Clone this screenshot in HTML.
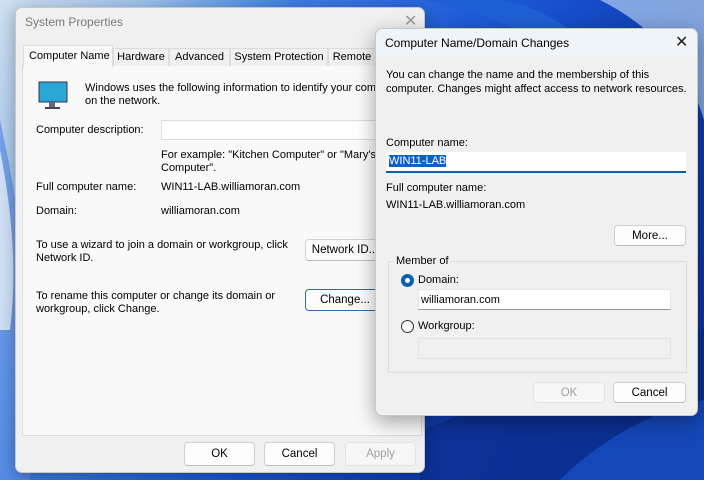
<!DOCTYPE html>
<html><head><meta charset="utf-8"><style>
*{box-sizing:border-box;margin:0;padding:0}
body{width:704px;height:480px;overflow:hidden;position:relative;font-family:"Liberation Sans",sans-serif;font-size:11px;color:#000;white-space:nowrap;
background:linear-gradient(120deg,#cfe0f2 0%,#9cc0ea 15%,#3d7fe0 30%,#1d5ad8 50%,#0f3fb8 70%,#0b2f94 100%);}
.a{position:absolute}
.btn{position:absolute;background:#fdfdfd;border:1px solid #d0d0d0;border-bottom-color:#bbb;border-radius:4px;text-align:center;font-size:11.5px}
.dis{color:#a0a0a0;background:#f6f6f6;border-color:#e3e3e3}
.tab{position:absolute;top:40px;height:18px;border:1px solid #dcdcdc;border-bottom:none;padding-top:2px;background:#f0f0f0;text-align:center}
</style></head><body>
<svg class="a" style="left:0;top:0" width="704" height="480">
<path d="M0 120 Q40 300 30 480 L0 480Z" fill="#5a8fe6" opacity=".7"/>
<path d="M0 150 Q20 250 10 330 L0 330Z" fill="#e8f1fb" opacity=".8"/>
<path d="M424 0 Q520 20 560 60 L600 60 Q560 10 500 0Z" fill="#1f5fd6"/>
<path d="M600 0 Q680 40 704 120 L704 0Z" fill="#9fbde8" opacity=".8"/>
<path d="M420 430 Q560 380 704 330 L704 480 L420 480Z" fill="#0b2d8c" opacity=".7"/>
<path d="M560 480 Q620 420 704 400 L704 480Z" fill="#1447b8"/>
</svg>
<div class="a" style="left:15px;top:7px;width:410px;height:466px;background:#f0f0f0;border:1px solid #c8c8c8;border-radius:7px;box-shadow:0 4px 16px rgba(0,0,0,.3)">
 <div class="a" style="left:9px;top:7px;color:#7a7a7a;font-size:12px">System Properties</div>
 <div class="a" style="left:388px;top:3px;color:#999;font-size:16px">✕</div>
 <div class="a" style="left:6px;top:57px;width:400px;height:371px;background:#f9f9f9;border:1px solid #dcdcdc"></div>
 <div class="a" style="left:7px;top:37px;width:90px;height:22px;background:#f9f9f9;border:1px solid #dcdcdc;border-bottom:none;padding:4px 0 0 5px">Computer Name</div>
 <div class="tab" style="left:97px;width:56px">Hardware</div>
 <div class="tab" style="left:153px;width:61px">Advanced</div>
 <div class="tab" style="left:214px;width:98px">System Protection</div>
 <div class="tab" style="left:312px;width:48px">Remote</div>
 <svg class="a" style="left:21px;top:72px" width="32" height="34"><rect x="2" y="2" width="28" height="20" fill="#2ba7d6" stroke="#335" stroke-width="1"/><rect x="12" y="22" width="6" height="5" fill="#667"/><rect x="8" y="27" width="15" height="2" fill="#445"/></svg>
 <div class="a" style="left:69px;top:74px;line-height:13px">Windows uses the following information to identify your computer<br>on the network.</div>
 <div class="a" style="left:20px;top:116px">Computer description:</div>
 <div class="a" style="left:145px;top:112px;width:240px;height:20px;background:#fff;border:1px solid #ddd"></div>
 <div class="a" style="left:145px;top:141px;line-height:13px">For example: "Kitchen Computer" or "Mary's<br>Computer".</div>
 <div class="a" style="left:20px;top:173px">Full computer name:</div>
 <div class="a" style="left:145px;top:173px">WIN11-LAB.williamoran.com</div>
 <div class="a" style="left:20px;top:197px">Domain:</div>
 <div class="a" style="left:145px;top:197px">williamoran.com</div>
 <div class="a" style="left:20px;top:231px;line-height:13px">To use a wizard to join a domain or workgroup, click<br>Network ID.</div>
 <div class="btn" style="left:289px;top:231px;width:80px;height:22px;padding-top:4px">Network ID...</div>
 <div class="a" style="left:20px;top:282px;line-height:13px">To rename this computer or change its domain or<br>workgroup, click Change.</div>
 <div class="btn" style="left:289px;top:281px;width:80px;height:22px;padding-top:4px;border:1px solid #2b6cb0">Change...</div>
 <div class="btn" style="left:168px;top:434px;width:71px;height:24px;padding-top:5px">OK</div>
 <div class="btn" style="left:248px;top:434px;width:71px;height:24px;padding-top:5px">Cancel</div>
 <div class="btn dis" style="left:329px;top:434px;width:71px;height:24px;padding-top:5px">Apply</div>
</div>
<div class="a" style="left:375px;top:28px;width:323px;height:388px;background:#f0f0f0;border:1px solid #c8c8c8;border-radius:7px;box-shadow:0 6px 20px rgba(0,0,0,.35)">
 <div class="a" style="left:0;top:0;width:321px;height:28px;background:#eff4f9;border-radius:7px 7px 0 0"></div>
 <div class="a" style="left:9px;top:7px;font-size:12px">Computer Name/Domain Changes</div>
 <div class="a" style="left:299px;top:3px;font-size:16px;color:#222">✕</div>
 <div class="a" style="left:10px;top:40px;line-height:13.5px">You can change the name and the membership of this<br>computer. Changes might affect access to network resources.</div>
 <div class="a" style="left:10px;top:108px">Computer name:</div>
 <div class="a" style="left:10px;top:123px;width:300px;height:21px;background:#fff;border-bottom:2px solid #0a5fb0;padding:3px 0 0 3px"><span style="background:#0a62c4;color:#fff">WIN11-LAB</span></div>
 <div class="a" style="left:10px;top:153px">Full computer name:</div>
 <div class="a" style="left:10px;top:170px">WIN11-LAB.williamoran.com</div>
 <div class="btn" style="left:238px;top:196px;width:72px;height:21px;padding-top:4px">More...</div>
 <div class="a" style="left:12px;top:232px;width:299px;height:112px;border:1px solid #dcdcdc"></div>
 <div class="a" style="left:18px;top:226px;background:#f0f0f0;padding:0 2px">Member of</div>
 <div class="a" style="left:25px;top:245px;width:13px;height:13px;border-radius:50%;background:#0a5fb0"><div class="a" style="left:4px;top:4px;width:5px;height:5px;border-radius:50%;background:#fff"></div></div>
 <div class="a" style="left:42px;top:245px">Domain:</div>
 <div class="a" style="left:42px;top:260px;width:253px;height:21px;background:#fff;border:1px solid #e5e5e5;border-bottom-color:#999;padding:4px 0 0 2px">williamoran.com</div>
 <div class="a" style="left:25px;top:291px;width:13px;height:13px;border-radius:50%;border:1px solid #333;background:#f7f7f7"></div>
 <div class="a" style="left:42px;top:291px">Workgroup:</div>
 <div class="a" style="left:42px;top:309px;width:253px;height:21px;border:1px solid #e2e2e2"></div>
 <div class="btn dis" style="left:157px;top:353px;width:72px;height:21px;padding-top:4px">OK</div>
 <div class="btn" style="left:237px;top:353px;width:73px;height:21px;padding-top:4px">Cancel</div>
</div>
</body></html>
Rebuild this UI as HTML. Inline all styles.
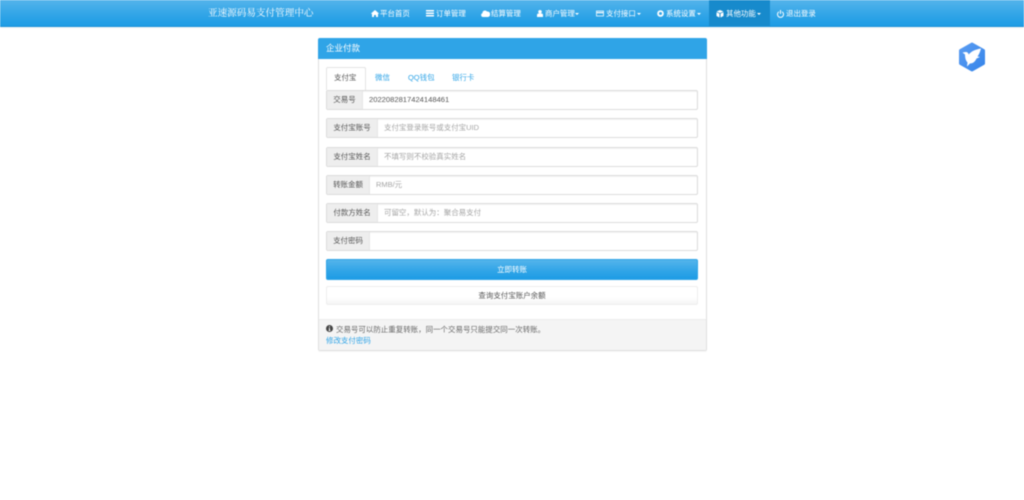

## Do this
Reproduce every entry word for word, but omit the pictures.

## Exercise response
Clone this screenshot in HTML.
<!DOCTYPE html>
<html><head><meta charset="utf-8"><style>
*{box-sizing:border-box;margin:0;padding:0}
body{width:704px;height:480px;overflow:hidden;position:relative;font-family:"Liberation Sans",sans-serif;font-size:11px;color:#000;white-space:nowrap;
background:linear-gradient(120deg,#cfe0f2 0%,#9cc0ea 15%,#3d7fe0 30%,#1d5ad8 50%,#0f3fb8 70%,#0b2f94 100%);}
.a{position:absolute}
.btn{position:absolute;background:#fdfdfd;border:1px solid #d0d0d0;border-bottom-color:#bbb;border-radius:4px;text-align:center;font-size:11.5px}
.dis{color:#a0a0a0;background:#f6f6f6;border-color:#e3e3e3}
.tab{position:absolute;top:40px;height:18px;border:1px solid #dcdcdc;border-bottom:none;padding-top:2px;background:#f0f0f0;text-align:center}
</style></head><body>
<svg class="a" style="left:0;top:0" width="704" height="480">
<path d="M0 120 Q40 300 30 480 L0 480Z" fill="#5a8fe6" opacity=".7"/>
<path d="M0 150 Q20 250 10 330 L0 330Z" fill="#e8f1fb" opacity=".8"/>
<path d="M424 0 Q520 20 560 60 L600 60 Q560 10 500 0Z" fill="#1f5fd6"/>
<path d="M600 0 Q680 40 704 120 L704 0Z" fill="#9fbde8" opacity=".8"/>
<path d="M420 430 Q560 380 704 330 L704 480 L420 480Z" fill="#0b2d8c" opacity=".7"/>
<path d="M560 480 Q620 420 704 400 L704 480Z" fill="#1447b8"/>
</svg>
<div class="a" style="left:15px;top:7px;width:410px;height:466px;background:#f0f0f0;border:1px solid #c8c8c8;border-radius:7px;box-shadow:0 4px 16px rgba(0,0,0,.3)">
 <div class="a" style="left:9px;top:7px;color:#7a7a7a;font-size:12px">System Properties</div>
 <div class="a" style="left:388px;top:3px;color:#999;font-size:16px">✕</div>
 <div class="a" style="left:6px;top:57px;width:400px;height:371px;background:#f9f9f9;border:1px solid #dcdcdc"></div>
 <div class="a" style="left:7px;top:37px;width:90px;height:22px;background:#f9f9f9;border:1px solid #dcdcdc;border-bottom:none;padding:4px 0 0 5px">Computer Name</div>
 <div class="tab" style="left:97px;width:56px">Hardware</div>
 <div class="tab" style="left:153px;width:61px">Advanced</div>
 <div class="tab" style="left:214px;width:98px">System Protection</div>
 <div class="tab" style="left:312px;width:48px">Remote</div>
 <svg class="a" style="left:21px;top:72px" width="32" height="34"><rect x="2" y="2" width="28" height="20" fill="#2ba7d6" stroke="#335" stroke-width="1"/><rect x="12" y="22" width="6" height="5" fill="#667"/><rect x="8" y="27" width="15" height="2" fill="#445"/></svg>
 <div class="a" style="left:69px;top:74px;line-height:13px">Windows uses the following information to identify your computer<br>on the network.</div>
 <div class="a" style="left:20px;top:116px">Computer description:</div>
 <div class="a" style="left:145px;top:112px;width:240px;height:20px;background:#fff;border:1px solid #ddd"></div>
 <div class="a" style="left:145px;top:141px;line-height:13px">For example: "Kitchen Computer" or "Mary's<br>Computer".</div>
 <div class="a" style="left:20px;top:173px">Full computer name:</div>
 <div class="a" style="left:145px;top:173px">WIN11-LAB.williamoran.com</div>
 <div class="a" style="left:20px;top:197px">Domain:</div>
 <div class="a" style="left:145px;top:197px">williamoran.com</div>
 <div class="a" style="left:20px;top:231px;line-height:13px">To use a wizard to join a domain or workgroup, click<br>Network ID.</div>
 <div class="btn" style="left:289px;top:231px;width:80px;height:22px;padding-top:4px">Network ID...</div>
 <div class="a" style="left:20px;top:282px;line-height:13px">To rename this computer or change its domain or<br>workgroup, click Change.</div>
 <div class="btn" style="left:289px;top:281px;width:80px;height:22px;padding-top:4px;border:1px solid #2b6cb0">Change...</div>
 <div class="btn" style="left:168px;top:434px;width:71px;height:24px;padding-top:5px">OK</div>
 <div class="btn" style="left:248px;top:434px;width:71px;height:24px;padding-top:5px">Cancel</div>
 <div class="btn dis" style="left:329px;top:434px;width:71px;height:24px;padding-top:5px">Apply</div>
</div>
<div class="a" style="left:375px;top:28px;width:323px;height:388px;background:#f0f0f0;border:1px solid #c8c8c8;border-radius:7px;box-shadow:0 6px 20px rgba(0,0,0,.35)">
 <div class="a" style="left:0;top:0;width:321px;height:28px;background:#eff4f9;border-radius:7px 7px 0 0"></div>
 <div class="a" style="left:9px;top:7px;font-size:12px">Computer Name/Domain Changes</div>
 <div class="a" style="left:299px;top:3px;font-size:16px;color:#222">✕</div>
 <div class="a" style="left:10px;top:40px;line-height:13.5px">You can change the name and the membership of this<br>computer. Changes might affect access to network resources.</div>
 <div class="a" style="left:10px;top:108px">Computer name:</div>
 <div class="a" style="left:10px;top:123px;width:300px;height:21px;background:#fff;border-bottom:2px solid #0a5fb0;padding:3px 0 0 3px"><span style="background:#0a62c4;color:#fff">WIN11-LAB</span></div>
 <div class="a" style="left:10px;top:153px">Full computer name:</div>
 <div class="a" style="left:10px;top:170px">WIN11-LAB.williamoran.com</div>
 <div class="btn" style="left:238px;top:196px;width:72px;height:21px;padding-top:4px">More...</div>
 <div class="a" style="left:12px;top:232px;width:299px;height:112px;border:1px solid #dcdcdc"></div>
 <div class="a" style="left:18px;top:226px;background:#f0f0f0;padding:0 2px">Member of</div>
 <div class="a" style="left:25px;top:245px;width:13px;height:13px;border-radius:50%;background:#0a5fb0"><div class="a" style="left:4px;top:4px;width:5px;height:5px;border-radius:50%;background:#fff"></div></div>
 <div class="a" style="left:42px;top:245px">Domain:</div>
 <div class="a" style="left:42px;top:260px;width:253px;height:21px;background:#fff;border:1px solid #e5e5e5;border-bottom-color:#999;padding:4px 0 0 2px">williamoran.com</div>
 <div class="a" style="left:25px;top:291px;width:13px;height:13px;border-radius:50%;border:1px solid #333;background:#f7f7f7"></div>
 <div class="a" style="left:42px;top:291px">Workgroup:</div>
 <div class="a" style="left:42px;top:309px;width:253px;height:21px;border:1px solid #e2e2e2"></div>
 <div class="btn dis" style="left:157px;top:353px;width:72px;height:21px;padding-top:4px">OK</div>
 <div class="btn" style="left:237px;top:353px;width:73px;height:21px;padding-top:4px">Cancel</div>
</div>
</body></html>
Rebuild this UI as HTML. Inline all styles.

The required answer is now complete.